In the early chapters, we learn about the ancestry of Ivory’s adoptive parents, his passage through the public school system in Klamath Falls as a socially striving teenager, and his first homosexual encounters with boys his own age, which began when he was about seven years old. Some readers may fail to share his interest in the penises of his schoolmates on view in common urinals and showers, and may flinch at his gratuitous descriptions of oral sex. But perhaps it is to his credit that he feels no need to conceal the pleasure he derives from intimacy. The delicacy of his films, the strong sense of propriety in their characters, is missing in the numerous accounts of his affairs and brief trysts. One feels relief when the story turns to his filmmaking.
Ivory matriculated from Klamath Union High School to the University of Oregon, where he pursued his interest in the arts and gave up his need to be a frat boy. From there he enrolled in the graduate cinema school at the University of Southern California.

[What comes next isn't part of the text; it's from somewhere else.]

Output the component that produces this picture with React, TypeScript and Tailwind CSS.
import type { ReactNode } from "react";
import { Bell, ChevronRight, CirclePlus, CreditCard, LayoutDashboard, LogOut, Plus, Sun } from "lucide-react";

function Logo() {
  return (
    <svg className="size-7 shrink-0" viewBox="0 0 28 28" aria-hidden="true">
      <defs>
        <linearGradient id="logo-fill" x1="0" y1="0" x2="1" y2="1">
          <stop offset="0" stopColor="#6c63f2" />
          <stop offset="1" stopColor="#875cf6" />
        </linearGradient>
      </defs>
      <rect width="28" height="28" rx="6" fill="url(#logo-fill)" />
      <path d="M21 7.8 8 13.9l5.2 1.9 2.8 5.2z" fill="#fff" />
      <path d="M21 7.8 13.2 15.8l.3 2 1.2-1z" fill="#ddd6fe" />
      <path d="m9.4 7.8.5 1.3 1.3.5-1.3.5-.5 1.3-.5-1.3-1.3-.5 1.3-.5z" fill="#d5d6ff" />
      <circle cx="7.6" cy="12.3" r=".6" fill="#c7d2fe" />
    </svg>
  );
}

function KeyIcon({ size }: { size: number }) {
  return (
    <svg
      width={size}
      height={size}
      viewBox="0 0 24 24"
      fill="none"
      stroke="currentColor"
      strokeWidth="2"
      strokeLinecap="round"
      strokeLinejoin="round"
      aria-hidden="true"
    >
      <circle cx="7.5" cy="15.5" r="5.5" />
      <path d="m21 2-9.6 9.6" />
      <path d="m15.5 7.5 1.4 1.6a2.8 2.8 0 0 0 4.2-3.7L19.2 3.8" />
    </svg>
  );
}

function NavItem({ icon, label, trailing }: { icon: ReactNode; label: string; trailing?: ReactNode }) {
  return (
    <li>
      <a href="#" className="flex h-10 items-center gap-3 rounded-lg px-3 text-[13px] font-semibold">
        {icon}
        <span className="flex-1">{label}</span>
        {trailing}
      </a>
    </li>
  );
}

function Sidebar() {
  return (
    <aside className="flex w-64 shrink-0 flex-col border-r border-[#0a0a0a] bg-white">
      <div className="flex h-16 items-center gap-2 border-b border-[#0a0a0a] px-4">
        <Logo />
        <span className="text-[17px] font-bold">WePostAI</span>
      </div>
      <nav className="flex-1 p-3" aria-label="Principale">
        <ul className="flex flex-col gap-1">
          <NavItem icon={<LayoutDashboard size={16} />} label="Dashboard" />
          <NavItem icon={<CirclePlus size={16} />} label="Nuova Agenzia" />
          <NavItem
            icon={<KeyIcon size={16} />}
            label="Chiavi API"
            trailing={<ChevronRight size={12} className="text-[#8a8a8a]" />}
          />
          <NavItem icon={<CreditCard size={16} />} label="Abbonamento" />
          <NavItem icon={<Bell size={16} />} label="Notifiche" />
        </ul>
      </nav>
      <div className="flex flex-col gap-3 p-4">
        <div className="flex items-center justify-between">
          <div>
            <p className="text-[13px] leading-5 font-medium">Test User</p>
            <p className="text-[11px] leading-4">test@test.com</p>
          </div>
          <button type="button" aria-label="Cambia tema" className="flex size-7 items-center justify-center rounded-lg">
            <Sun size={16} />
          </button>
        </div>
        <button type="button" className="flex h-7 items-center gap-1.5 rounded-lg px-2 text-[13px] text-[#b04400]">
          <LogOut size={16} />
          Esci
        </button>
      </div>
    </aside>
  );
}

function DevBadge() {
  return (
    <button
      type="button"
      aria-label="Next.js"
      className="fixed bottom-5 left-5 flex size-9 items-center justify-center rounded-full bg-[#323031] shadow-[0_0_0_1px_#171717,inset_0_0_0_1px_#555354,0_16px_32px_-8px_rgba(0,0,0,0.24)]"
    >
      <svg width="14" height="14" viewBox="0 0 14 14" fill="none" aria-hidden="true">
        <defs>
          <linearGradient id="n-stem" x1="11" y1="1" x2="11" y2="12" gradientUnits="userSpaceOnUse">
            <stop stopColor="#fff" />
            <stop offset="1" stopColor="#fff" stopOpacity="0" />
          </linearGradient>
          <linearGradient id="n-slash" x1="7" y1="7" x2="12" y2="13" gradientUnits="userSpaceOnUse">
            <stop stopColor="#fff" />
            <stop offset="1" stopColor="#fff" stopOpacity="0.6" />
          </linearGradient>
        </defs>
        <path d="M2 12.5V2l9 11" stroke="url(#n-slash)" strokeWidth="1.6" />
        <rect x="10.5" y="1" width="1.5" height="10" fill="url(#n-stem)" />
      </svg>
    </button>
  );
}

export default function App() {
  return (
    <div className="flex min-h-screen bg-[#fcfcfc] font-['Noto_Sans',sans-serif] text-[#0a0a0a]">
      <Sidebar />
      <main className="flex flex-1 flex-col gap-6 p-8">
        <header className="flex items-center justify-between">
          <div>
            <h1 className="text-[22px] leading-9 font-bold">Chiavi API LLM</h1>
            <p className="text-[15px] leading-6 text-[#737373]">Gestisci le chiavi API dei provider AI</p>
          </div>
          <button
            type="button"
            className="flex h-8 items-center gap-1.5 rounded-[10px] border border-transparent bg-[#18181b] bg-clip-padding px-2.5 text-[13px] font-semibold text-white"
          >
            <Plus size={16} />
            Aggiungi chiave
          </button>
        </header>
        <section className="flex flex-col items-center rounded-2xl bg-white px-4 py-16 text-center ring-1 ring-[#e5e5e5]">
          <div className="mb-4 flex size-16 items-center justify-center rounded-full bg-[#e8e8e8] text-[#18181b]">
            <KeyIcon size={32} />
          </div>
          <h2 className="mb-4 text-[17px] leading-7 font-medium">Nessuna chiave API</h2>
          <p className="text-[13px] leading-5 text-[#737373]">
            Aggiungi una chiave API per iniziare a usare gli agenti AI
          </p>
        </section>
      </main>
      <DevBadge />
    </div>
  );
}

His Master’s thesis film, an exploration of the urban landscape of Venice, Italy, signaled his interest in fine art and European culture, which became hallmarks of many of his films.

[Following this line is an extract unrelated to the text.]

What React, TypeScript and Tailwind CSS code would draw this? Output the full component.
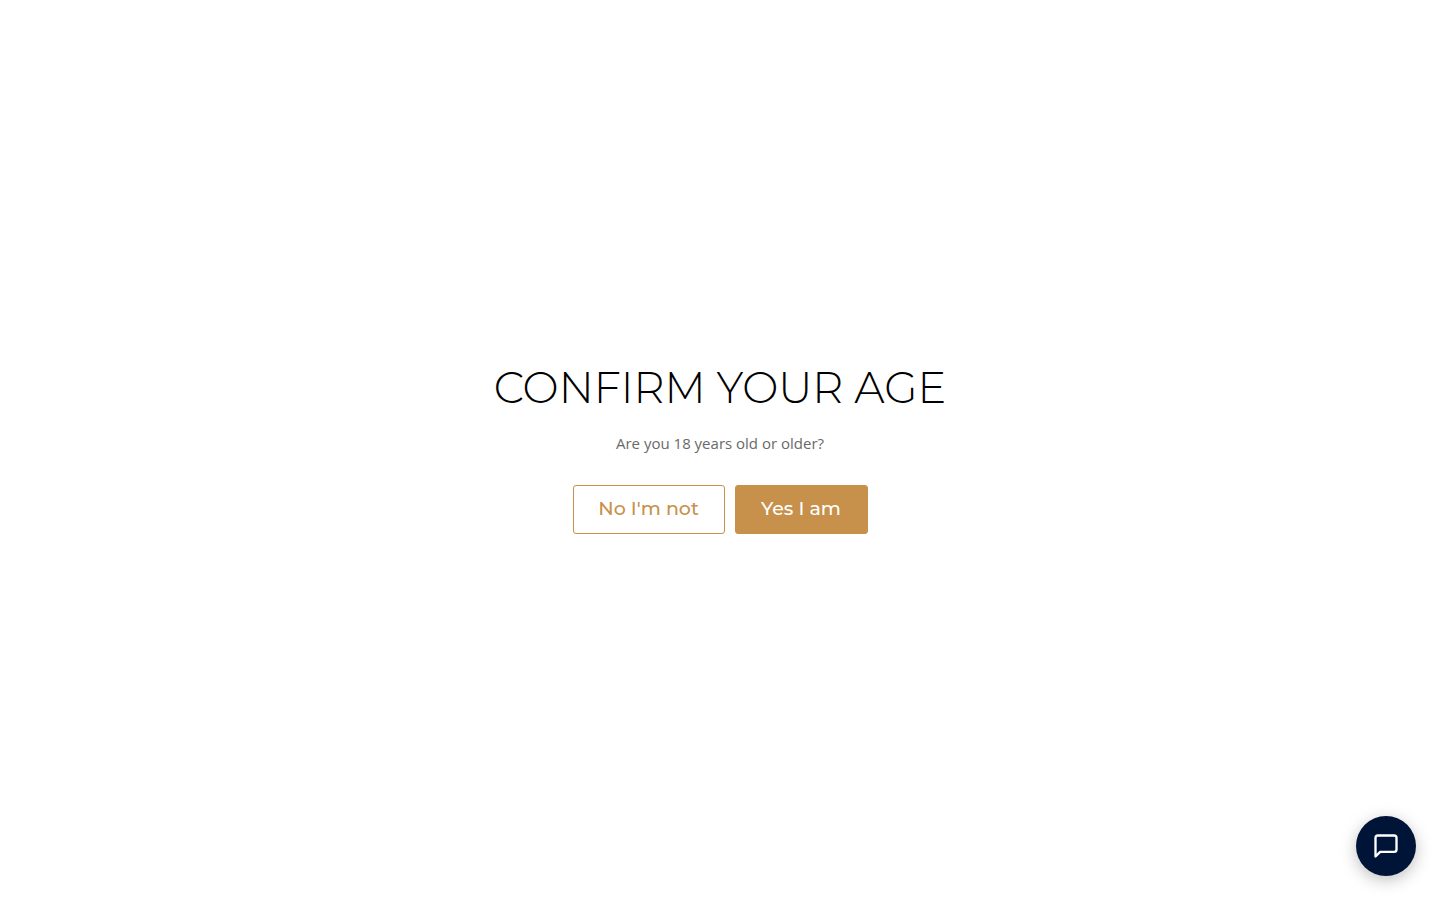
import React from 'react';

const AgeGate: React.FC = () => {
    return (
        <main className="flex min-h-screen flex-col items-center justify-center bg-white pb-1.5 text-center">
            <h1 className="font-['Montserrat','Open_Sans',sans-serif] text-[43px] leading-[54px] font-light text-black">
                CONFIRM YOUR AGE
            </h1>
            <p className="mt-4 font-['Open_Sans',sans-serif] text-[15px] leading-6 text-[#696969]">
                Are you 18 years old or older?
            </p>
            <div className="mt-[30px] flex gap-[10px] font-['Montserrat','Open_Sans',sans-serif] text-[19px] leading-7 font-medium">
                <button
                    type="button"
                    className="h-[49px] w-[152px] rounded-[3px] border border-[#c7914b] bg-white text-[#c7914b]"
                >
                    No I'm not
                </button>
                <button
                    type="button"
                    className="h-[49px] w-[133px] rounded-[3px] border border-[#c7914b] bg-[#c7914b] text-white"
                >
                    Yes I am
                </button>
            </div>
        </main>
    );
};

const ChatButton: React.FC = () => {
    return (
        <button
            type="button"
            aria-label="Open chat"
            className="fixed right-6 bottom-6 flex size-[60px] items-center justify-center rounded-full bg-[#001438] text-white shadow-[0_4px_16px_rgba(0,0,0,0.25)]"
        >
            <svg
                className="size-7"
                viewBox="0 0 24 24"
                fill="none"
                stroke="currentColor"
                strokeWidth="2"
                strokeLinecap="round"
                strokeLinejoin="round"
                aria-hidden="true"
            >
                <path d="M21 15a2 2 0 0 1-2 2H7l-4 4V5a2 2 0 0 1 2-2h14a2 2 0 0 1 2 2z" />
            </svg>
        </button>
    );
};

export default function App() {
    return (
        <>
            <AgeGate />
            <ChatButton />
        </>
    );
}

In 1959, when he was 31, Ivory received a commission from the Asia Society of New York to make a documentary film about Delhi. This assignment brought Ivory into contact with an exotic foreign culture that he grew to love. It also introduced him to Satyajit Ray, India’s most prominent director. Observing Ray working with actors and other artists on Ray’s film sets gave Ivory a master class in directing. From Ray, Ivory learned to give the artists working with him a long leash and allow them to be his collaborators.
Two years later, at a screening of his Delhi film at India House in New York, Ivory met Ismail Merchant, the man who would become his life partner and producer for the next 44 years, until Merchant’s death in 2005 at the age of 69.
Merchant had come to New York from Bombay to study business at New York University. A skilled self-promoter, he positioned himself with the Indian community as an advocate for Indian culture and made a short film that was nominated for an Oscar in 1961, the year he met Ivory. He returned to India, and Ivory followed him there.
A writer at MGM had suggested to Merchant during his brief stay in Los Angeles that he make a film from the novel The Householder by Ruth Prawar Jhabvala, a prominent Indian writer. Merchant approached her to obtain film rights to the novel, and asked her to write the screenplay. Jhabvala told Merchant that she had never written a screenplay, to which he replied that he had never produced a feature film, and Ivory had never directed one. Thus was born the creative team that produced Remains of the Day, Howards End, A Room with a View, and many other films. Ivory made his last film in 2009, aptly titled The City of Your Final Destination, a title difficult to display on a marquee.
Ivory does not lay out the story of his long film career and partnership with Merchant in a tidy narrative. Rather, it is sprinkled throughout short essays taken from his life experience, many of them gossipy vignettes of parties he has attended with A-list guests or sketches of notable people he has either worked with or slept with. Prominent among them are George Cukor, Vanessa Redgrave, Raquel Welch, Lillian Ross, Susan Sontag, and the famed travel writer Bruce Chatwin, who became a close friend and frequent sexual partner.
Ivory tells us in more detail than we might wish for about their lovemaking, which took place in locations far and wide. The image of a very fine writer and a very fine director yanking each other off in a dreary house in the south of France might better have been left on the cutting room floor.
Solid Ivory reads very much like a movie, its structure a sequence of scenes and episodes carrying its story through encounters with interesting characters, as in a montage. Ivory is a gifted writer, and his fine sensibility is evident in many passages, especially his description of the lake in Oregon where his family spent summer vacations, and which became for him a source of renewal and inspiration.
“A long lake, but narrow in the middle, so that the opposite side is clearly visible. And not too large in scale with—if one sees it from its eastern side—a perfectly shaped cone of a mountain, artistically placed, you might say, at one end. The cone used to be dotted—again artistically—with patches of bright, clean snow about its summit all summer long. It is a view like that of some iconic Japanese woodcut, starkly dramatic in color: brilliant blue sky, bright blue water of a deeper hue, a broad strip of tall, dark green pine trees along the shore across from you, dividing the composition into halves. Darker hilltops rise behind, leading the eye to the commanding, reddish-brown triangle of volcanic stone that in my lifetime had two names—Mt. Pitt and Mt. McLoughlin.”
Could be a shot from one of Ivory’s films.